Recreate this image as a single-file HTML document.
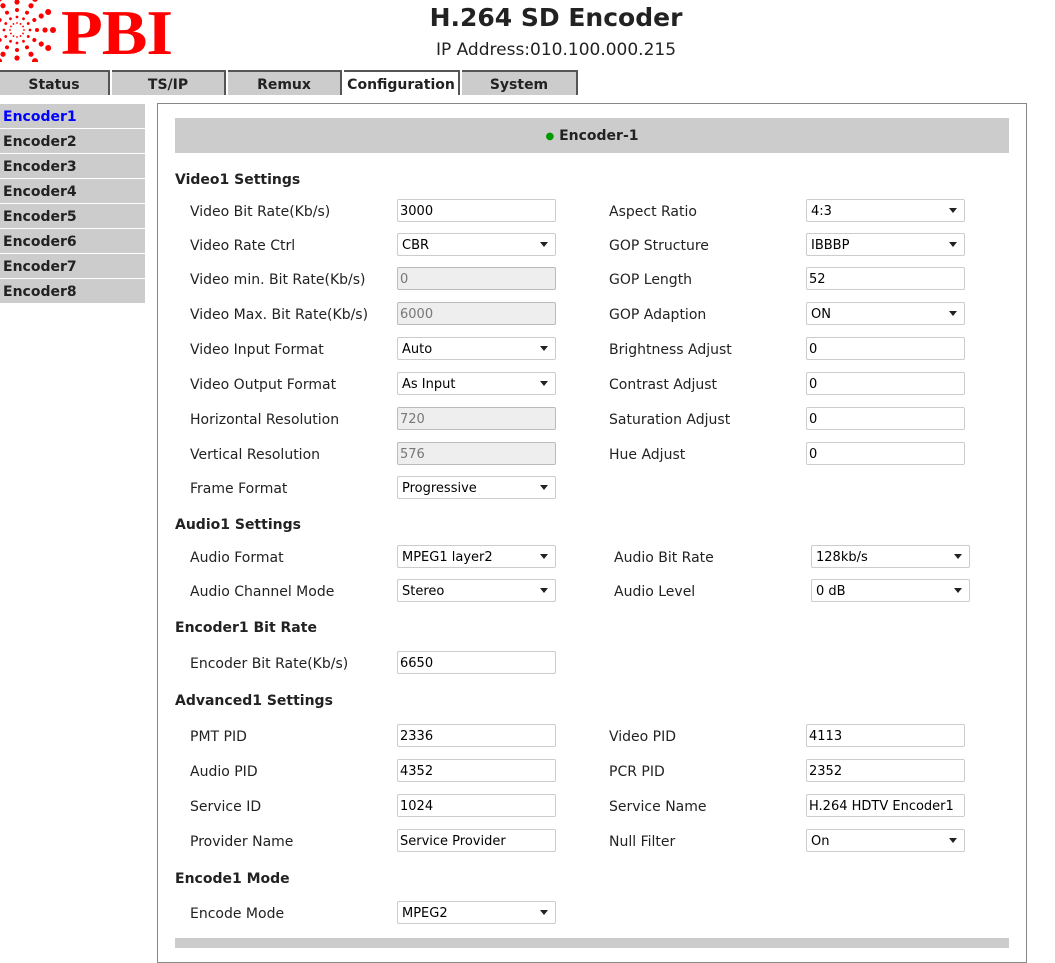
☆ ☆ ☆ ☆ ☆
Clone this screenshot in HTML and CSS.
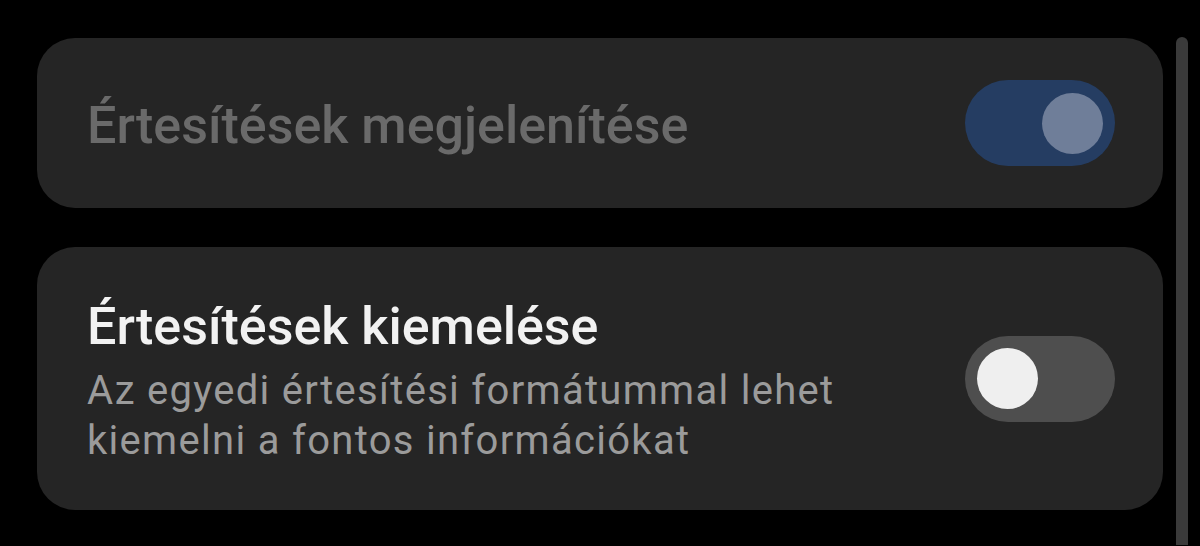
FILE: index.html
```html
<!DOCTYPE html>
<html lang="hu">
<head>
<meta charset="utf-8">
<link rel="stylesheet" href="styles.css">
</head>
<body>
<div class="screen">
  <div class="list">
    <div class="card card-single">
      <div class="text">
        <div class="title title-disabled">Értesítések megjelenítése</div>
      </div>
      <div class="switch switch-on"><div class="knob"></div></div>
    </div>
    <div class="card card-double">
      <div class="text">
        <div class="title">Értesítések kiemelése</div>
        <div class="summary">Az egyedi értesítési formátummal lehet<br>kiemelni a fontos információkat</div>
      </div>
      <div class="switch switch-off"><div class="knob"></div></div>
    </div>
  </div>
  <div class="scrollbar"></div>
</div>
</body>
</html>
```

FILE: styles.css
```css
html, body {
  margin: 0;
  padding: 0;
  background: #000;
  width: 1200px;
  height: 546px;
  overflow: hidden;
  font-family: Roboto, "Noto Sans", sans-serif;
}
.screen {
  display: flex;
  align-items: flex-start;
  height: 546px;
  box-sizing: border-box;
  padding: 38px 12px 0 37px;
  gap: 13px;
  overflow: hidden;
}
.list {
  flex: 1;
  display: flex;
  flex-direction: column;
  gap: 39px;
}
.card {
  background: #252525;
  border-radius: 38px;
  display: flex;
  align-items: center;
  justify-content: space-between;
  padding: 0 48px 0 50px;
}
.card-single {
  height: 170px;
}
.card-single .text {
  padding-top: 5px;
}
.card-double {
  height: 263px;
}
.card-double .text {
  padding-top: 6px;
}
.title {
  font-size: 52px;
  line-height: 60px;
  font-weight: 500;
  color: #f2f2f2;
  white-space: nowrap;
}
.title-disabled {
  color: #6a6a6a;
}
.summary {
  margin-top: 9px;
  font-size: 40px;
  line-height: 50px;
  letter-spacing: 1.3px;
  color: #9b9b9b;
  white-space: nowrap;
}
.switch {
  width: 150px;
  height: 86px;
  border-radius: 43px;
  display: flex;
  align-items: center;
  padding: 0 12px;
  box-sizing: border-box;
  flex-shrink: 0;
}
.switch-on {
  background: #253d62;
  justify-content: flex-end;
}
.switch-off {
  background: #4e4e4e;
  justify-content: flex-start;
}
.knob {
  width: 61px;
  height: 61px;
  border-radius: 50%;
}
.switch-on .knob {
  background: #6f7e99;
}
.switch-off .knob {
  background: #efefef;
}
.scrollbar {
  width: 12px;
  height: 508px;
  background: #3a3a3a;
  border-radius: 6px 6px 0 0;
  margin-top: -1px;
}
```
☆ ☆ ☆ ☆ ☆
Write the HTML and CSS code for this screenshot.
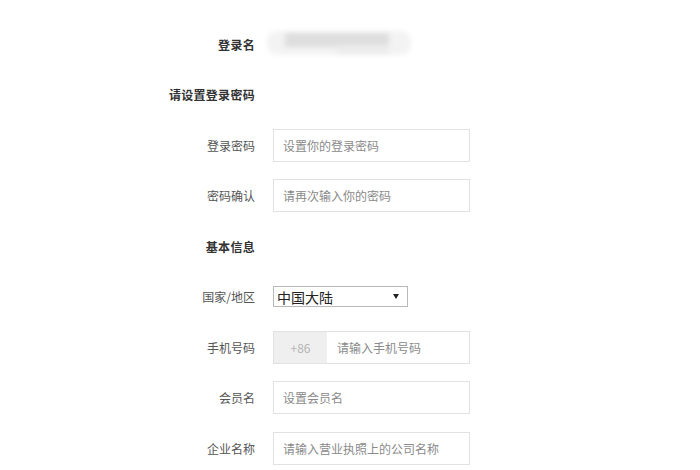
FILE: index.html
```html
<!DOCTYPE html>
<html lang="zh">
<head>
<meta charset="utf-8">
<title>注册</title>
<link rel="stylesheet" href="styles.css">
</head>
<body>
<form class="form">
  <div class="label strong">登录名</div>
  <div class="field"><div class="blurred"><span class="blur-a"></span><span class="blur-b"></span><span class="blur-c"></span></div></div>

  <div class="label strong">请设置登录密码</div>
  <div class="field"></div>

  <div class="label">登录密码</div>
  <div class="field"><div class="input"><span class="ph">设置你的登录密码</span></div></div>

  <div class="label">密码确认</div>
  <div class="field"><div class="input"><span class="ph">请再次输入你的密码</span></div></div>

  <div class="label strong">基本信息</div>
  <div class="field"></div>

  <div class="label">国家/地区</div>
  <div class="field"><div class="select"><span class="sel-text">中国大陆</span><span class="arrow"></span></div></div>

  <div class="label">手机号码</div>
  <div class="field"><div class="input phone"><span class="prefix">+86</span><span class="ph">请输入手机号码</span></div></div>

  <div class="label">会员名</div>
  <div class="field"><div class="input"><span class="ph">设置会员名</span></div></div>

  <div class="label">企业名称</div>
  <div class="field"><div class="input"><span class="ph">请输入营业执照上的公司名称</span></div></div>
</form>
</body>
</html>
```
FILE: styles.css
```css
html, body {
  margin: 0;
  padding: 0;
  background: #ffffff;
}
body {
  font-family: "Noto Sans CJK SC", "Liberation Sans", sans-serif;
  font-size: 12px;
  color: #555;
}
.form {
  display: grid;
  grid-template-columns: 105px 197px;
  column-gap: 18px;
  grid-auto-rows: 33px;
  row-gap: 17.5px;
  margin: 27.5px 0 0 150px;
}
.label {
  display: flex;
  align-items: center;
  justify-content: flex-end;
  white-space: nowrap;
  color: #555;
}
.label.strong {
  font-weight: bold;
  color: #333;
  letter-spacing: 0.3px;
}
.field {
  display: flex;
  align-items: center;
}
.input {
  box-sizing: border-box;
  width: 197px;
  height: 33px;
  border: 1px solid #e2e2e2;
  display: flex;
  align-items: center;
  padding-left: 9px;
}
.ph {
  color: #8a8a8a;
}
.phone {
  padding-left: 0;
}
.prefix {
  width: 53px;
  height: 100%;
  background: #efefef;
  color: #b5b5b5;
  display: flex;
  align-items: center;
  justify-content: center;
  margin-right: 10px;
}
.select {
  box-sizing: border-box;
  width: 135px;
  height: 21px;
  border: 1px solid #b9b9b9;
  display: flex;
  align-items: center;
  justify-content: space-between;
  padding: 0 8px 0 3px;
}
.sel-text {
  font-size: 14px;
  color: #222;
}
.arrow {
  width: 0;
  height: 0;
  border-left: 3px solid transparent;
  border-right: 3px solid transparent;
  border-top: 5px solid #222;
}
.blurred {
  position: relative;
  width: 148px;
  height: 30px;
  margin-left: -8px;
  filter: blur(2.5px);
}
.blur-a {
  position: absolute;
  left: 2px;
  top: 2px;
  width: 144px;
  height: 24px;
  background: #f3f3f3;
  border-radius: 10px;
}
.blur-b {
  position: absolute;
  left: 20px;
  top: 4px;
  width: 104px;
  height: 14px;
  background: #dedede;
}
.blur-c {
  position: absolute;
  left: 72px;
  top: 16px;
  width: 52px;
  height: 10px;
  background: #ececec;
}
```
☆ ☆ ☆ ☆ ☆
• _Work to do_: Copy out all lines from the material above that contain the string "screenshot".

• _Task answer_:
Clone this screenshot in HTML and CSS.
Write the HTML and CSS code for this screenshot.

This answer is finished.